# project SEACREST FLYFISHING SKIFF or not?



## Flyline (Mar 3, 2008)

Hello,

I guess Nobody is buying this 14ft seacrest skiff so something in my head is bothering me about this boat.

It's called seacrest 14ft skiff marine Corp as title said.

what u think of this project? should I do it or it's not worth it?

this skiff is seaworthy with no leaks but has flex in the floor and crack on the transom?

If I'm going for it and I'm willing to spend alot of money on this skiff if this is worth it.

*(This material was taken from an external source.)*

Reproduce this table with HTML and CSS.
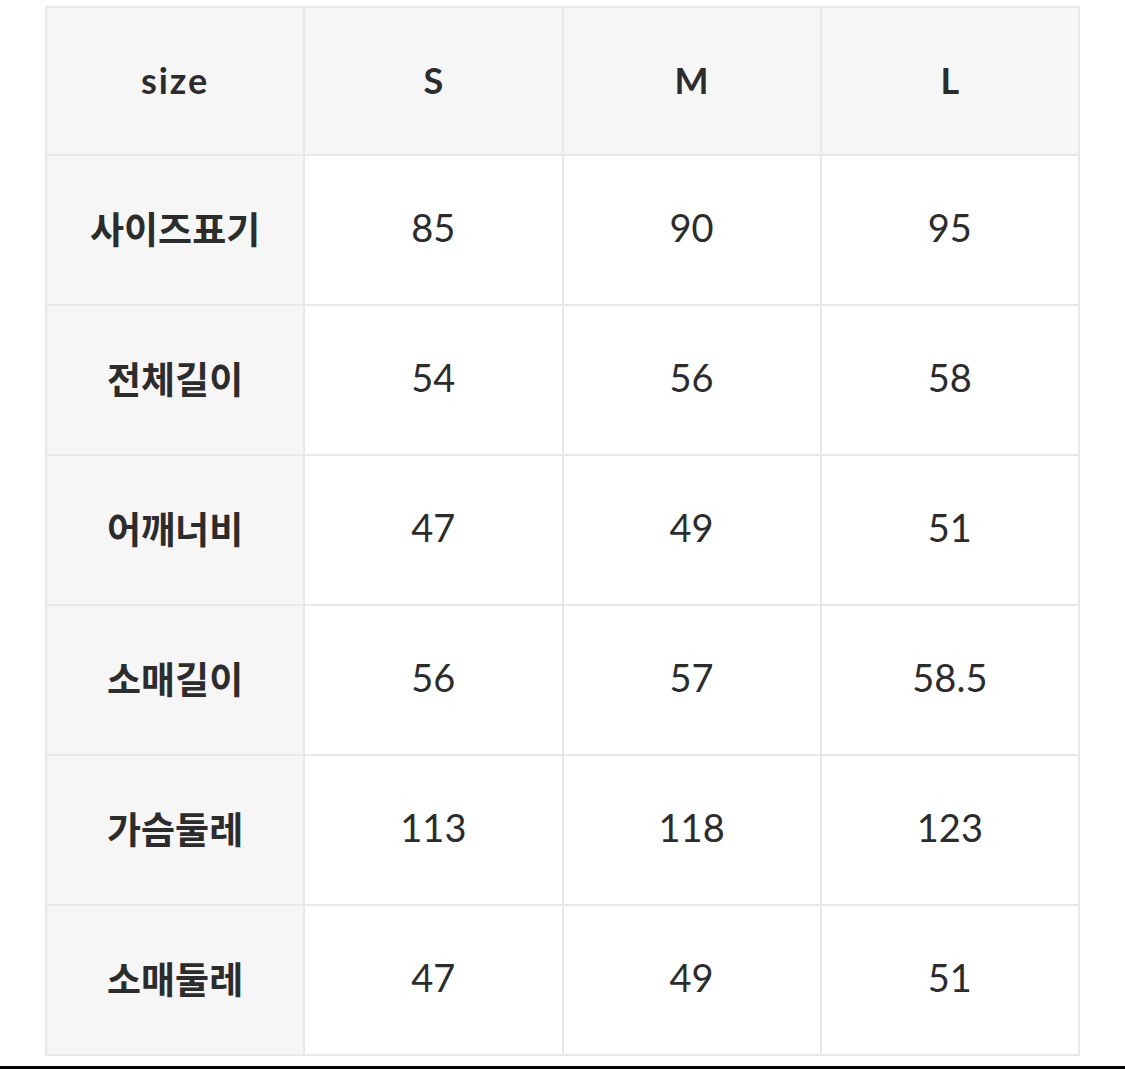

I want a basic skiff with raised front and rear flat casting decks (no hatch or nothing), false floor, side rod holders, and tackle storge.

I want to tear the boat apart and I want to get rid of the top part of the sandwich.  I want to built it from stratch.

any suggustions??? please


----------



## B.Lee (Apr 29, 2008)

My opinion?

I'm not a fan of that hull style, if I was willing to spend a lot of money on a restoration project, it would be the exact hull I wanted.

To me, the fact that you are asking if you should or not shows enough doubt to me that you think it to be a good hull. 

I'd keep it for sale, but that's just my opinion.


----------



## Jacbo (Jun 23, 2007)

My old boat was that hull style (tri-hull skiff). I rebuilt it with new stringers, floor, deck ect. and fished it like that for a while. My only complaints were that it was loud in a little chop and kinda hard to pole. Super stable for its size though. The reason it was loud was when waves would get up in between the hulls it would create a slapping effect, because the water could not be pushed out of the way. 

Heres a link to the old forsale thread with pics
http://www.microskiff.com/cgi-bin/yabb2/YaBB.pl?num=1230741433


----------